-- DATA EXTRACT start --
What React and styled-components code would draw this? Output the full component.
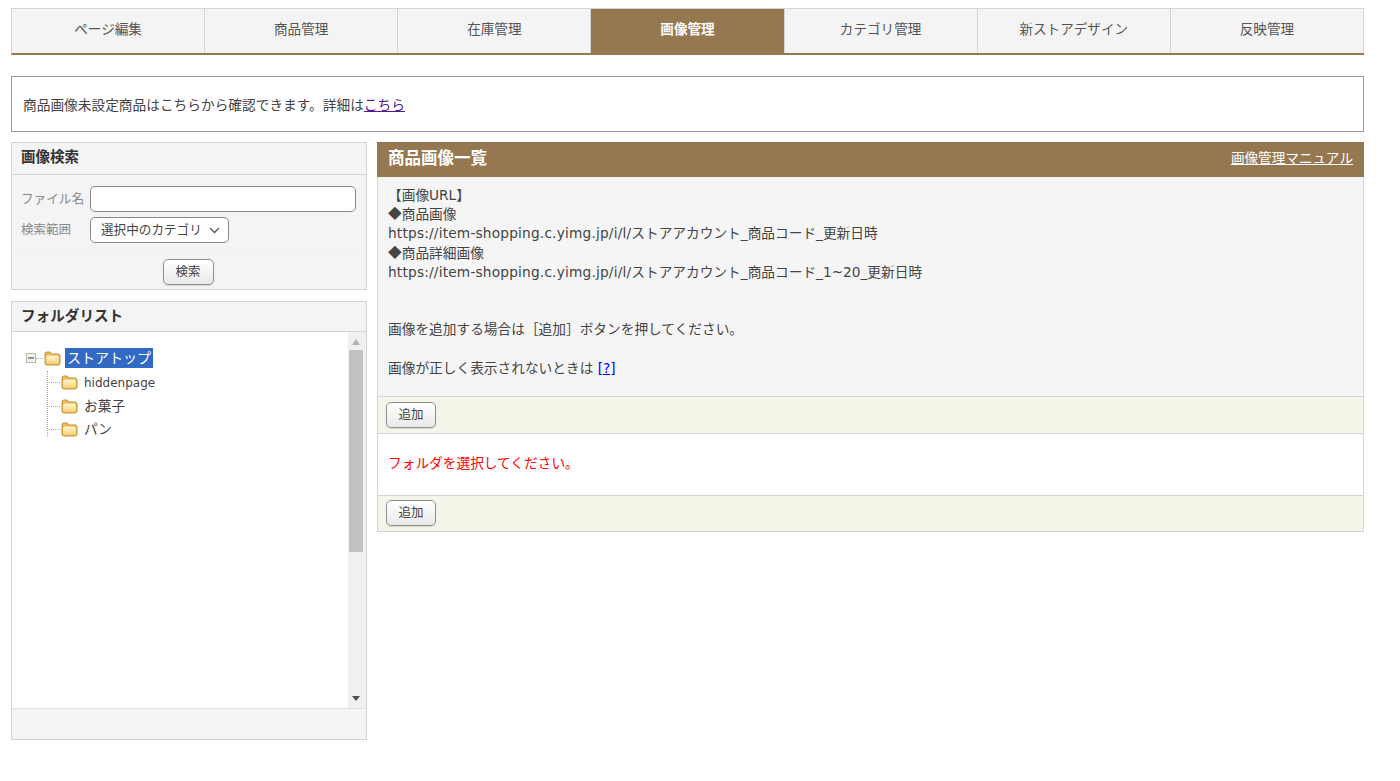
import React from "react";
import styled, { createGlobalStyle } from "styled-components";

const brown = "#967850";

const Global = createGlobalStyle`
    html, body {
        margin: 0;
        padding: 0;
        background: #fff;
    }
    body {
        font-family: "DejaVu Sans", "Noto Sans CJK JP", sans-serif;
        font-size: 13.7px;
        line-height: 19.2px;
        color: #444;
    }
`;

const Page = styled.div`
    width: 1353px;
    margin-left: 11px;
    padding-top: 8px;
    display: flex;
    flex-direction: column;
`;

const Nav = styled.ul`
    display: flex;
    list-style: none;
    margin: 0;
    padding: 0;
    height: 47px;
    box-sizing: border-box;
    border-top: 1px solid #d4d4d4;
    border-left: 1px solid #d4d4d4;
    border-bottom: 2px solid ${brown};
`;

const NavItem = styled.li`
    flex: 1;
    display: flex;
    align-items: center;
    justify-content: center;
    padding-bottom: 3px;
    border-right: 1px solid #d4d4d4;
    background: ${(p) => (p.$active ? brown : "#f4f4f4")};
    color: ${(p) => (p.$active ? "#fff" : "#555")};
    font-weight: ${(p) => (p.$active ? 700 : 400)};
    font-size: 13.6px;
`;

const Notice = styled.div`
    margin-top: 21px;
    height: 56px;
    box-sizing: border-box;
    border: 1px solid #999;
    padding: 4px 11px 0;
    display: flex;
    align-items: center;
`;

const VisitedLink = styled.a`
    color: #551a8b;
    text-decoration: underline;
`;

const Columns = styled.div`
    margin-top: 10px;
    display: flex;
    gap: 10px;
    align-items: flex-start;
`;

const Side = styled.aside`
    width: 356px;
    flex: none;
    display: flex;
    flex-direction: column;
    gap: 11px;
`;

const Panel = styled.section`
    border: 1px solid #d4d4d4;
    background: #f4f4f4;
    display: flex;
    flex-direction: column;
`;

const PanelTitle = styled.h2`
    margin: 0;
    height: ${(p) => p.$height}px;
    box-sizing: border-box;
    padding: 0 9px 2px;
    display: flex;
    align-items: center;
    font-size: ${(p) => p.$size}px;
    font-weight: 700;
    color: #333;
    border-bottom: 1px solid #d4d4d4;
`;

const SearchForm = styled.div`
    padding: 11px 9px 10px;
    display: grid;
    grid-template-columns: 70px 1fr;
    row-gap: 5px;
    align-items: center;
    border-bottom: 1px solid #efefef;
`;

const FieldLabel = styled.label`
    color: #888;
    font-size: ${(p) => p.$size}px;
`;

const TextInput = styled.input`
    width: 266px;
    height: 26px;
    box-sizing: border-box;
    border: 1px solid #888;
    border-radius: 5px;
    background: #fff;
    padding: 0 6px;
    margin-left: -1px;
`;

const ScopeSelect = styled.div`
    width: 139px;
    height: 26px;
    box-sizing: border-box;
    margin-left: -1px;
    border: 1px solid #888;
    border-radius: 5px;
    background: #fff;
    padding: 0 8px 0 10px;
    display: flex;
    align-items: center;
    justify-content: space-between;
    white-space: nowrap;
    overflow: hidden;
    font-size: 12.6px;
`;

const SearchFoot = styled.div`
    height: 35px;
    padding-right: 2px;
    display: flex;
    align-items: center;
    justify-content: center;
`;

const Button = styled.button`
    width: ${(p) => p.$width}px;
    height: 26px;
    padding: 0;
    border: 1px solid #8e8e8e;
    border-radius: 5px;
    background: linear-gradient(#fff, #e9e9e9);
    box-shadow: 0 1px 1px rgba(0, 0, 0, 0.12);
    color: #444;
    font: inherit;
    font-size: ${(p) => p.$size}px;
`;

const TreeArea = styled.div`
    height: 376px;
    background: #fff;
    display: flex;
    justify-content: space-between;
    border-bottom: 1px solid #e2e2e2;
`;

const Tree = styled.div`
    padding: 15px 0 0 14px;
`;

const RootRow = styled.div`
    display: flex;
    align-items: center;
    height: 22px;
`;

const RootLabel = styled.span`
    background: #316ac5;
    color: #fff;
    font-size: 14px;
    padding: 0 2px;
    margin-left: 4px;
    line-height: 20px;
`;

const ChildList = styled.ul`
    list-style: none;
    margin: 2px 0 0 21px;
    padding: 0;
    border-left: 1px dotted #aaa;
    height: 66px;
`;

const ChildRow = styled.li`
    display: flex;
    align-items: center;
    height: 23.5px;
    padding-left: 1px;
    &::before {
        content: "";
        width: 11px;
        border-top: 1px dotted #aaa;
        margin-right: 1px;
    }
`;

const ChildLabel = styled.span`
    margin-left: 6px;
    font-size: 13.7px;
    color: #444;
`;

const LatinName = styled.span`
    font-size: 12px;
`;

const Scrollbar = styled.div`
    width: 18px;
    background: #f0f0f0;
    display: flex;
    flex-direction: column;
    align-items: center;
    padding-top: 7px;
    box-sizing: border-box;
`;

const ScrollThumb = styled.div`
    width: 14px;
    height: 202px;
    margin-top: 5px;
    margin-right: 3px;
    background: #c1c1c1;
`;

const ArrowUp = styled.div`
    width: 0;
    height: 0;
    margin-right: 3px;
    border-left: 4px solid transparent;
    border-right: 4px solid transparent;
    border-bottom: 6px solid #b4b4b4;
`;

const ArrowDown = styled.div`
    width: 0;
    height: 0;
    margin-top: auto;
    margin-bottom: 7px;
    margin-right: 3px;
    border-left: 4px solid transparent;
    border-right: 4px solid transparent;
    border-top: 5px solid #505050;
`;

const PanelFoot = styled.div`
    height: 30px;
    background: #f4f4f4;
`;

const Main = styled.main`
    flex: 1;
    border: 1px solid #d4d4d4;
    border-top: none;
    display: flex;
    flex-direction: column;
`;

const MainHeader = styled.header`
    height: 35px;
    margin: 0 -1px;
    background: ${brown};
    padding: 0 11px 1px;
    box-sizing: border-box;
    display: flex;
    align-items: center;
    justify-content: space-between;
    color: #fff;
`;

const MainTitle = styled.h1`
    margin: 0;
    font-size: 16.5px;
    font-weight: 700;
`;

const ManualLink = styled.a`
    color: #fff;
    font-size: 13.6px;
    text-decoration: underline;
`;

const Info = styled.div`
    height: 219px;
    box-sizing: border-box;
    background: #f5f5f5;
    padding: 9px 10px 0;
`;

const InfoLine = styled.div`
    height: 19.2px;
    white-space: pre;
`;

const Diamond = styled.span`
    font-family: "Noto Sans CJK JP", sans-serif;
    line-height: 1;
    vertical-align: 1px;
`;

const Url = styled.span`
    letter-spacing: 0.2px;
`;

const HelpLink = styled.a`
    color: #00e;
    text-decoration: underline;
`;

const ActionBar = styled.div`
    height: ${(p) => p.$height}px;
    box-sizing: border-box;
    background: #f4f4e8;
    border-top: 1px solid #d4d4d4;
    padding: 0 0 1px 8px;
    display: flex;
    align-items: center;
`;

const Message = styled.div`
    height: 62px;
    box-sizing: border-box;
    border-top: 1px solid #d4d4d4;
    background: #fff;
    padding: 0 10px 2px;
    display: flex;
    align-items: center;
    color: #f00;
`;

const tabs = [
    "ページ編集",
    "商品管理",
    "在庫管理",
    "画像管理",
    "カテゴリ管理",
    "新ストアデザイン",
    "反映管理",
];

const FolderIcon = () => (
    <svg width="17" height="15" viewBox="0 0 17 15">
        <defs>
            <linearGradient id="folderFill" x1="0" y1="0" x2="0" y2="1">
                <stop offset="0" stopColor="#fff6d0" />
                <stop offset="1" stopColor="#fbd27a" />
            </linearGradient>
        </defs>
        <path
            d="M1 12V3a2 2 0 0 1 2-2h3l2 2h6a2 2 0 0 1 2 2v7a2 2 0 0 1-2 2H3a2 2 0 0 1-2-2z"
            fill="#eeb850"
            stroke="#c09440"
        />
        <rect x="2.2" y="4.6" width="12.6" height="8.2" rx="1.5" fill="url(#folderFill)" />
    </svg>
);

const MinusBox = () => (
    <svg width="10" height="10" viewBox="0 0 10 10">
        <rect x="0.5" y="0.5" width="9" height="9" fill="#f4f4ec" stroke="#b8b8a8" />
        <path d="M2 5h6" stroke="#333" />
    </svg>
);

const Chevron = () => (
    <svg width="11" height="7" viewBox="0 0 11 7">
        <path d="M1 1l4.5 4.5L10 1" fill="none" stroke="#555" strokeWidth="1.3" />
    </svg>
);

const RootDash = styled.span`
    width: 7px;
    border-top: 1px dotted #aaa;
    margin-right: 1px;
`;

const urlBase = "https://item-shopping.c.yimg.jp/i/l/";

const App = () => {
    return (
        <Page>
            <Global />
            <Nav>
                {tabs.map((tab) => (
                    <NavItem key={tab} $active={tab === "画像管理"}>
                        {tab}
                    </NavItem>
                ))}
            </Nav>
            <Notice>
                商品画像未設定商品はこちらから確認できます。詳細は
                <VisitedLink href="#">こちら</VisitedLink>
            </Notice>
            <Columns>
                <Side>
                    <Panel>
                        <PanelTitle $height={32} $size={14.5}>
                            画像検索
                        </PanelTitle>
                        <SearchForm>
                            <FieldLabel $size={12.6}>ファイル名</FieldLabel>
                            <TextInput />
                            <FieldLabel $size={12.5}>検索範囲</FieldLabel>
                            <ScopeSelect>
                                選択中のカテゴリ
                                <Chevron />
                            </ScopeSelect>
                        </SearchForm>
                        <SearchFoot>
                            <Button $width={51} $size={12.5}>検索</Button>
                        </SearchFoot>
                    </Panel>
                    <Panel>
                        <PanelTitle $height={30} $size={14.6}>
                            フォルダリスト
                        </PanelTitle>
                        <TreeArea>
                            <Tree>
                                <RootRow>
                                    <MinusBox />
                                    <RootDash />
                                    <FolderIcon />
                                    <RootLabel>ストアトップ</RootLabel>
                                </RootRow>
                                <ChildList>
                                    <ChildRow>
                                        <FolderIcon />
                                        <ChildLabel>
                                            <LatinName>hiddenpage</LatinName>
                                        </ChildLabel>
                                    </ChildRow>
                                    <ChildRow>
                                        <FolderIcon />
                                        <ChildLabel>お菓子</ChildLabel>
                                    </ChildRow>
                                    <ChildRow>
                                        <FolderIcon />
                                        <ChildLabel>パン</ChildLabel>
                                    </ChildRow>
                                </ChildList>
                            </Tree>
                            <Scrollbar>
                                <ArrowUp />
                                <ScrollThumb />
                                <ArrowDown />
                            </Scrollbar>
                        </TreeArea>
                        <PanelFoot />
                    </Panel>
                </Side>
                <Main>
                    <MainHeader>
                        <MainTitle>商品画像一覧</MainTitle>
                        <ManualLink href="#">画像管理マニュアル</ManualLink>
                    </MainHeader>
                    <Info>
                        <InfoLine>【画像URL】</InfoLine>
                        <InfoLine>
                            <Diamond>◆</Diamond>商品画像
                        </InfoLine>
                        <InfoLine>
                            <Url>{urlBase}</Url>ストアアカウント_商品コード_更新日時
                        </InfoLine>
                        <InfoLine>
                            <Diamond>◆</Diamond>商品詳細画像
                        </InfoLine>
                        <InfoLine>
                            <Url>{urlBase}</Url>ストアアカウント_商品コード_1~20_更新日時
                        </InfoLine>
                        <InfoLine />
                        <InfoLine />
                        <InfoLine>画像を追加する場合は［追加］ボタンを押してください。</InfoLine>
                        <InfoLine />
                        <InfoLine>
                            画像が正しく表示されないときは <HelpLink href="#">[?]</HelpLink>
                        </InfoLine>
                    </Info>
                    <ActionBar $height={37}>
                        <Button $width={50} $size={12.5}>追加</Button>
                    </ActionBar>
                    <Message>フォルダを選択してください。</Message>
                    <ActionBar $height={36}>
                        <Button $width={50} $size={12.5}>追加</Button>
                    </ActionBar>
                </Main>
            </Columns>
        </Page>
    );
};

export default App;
-- DATA EXTRACT end --
• [SET PROBLEM] Find how many lines include the string "React" and report that number alone.

• [ANSWER TO THIS EXERCISE] 2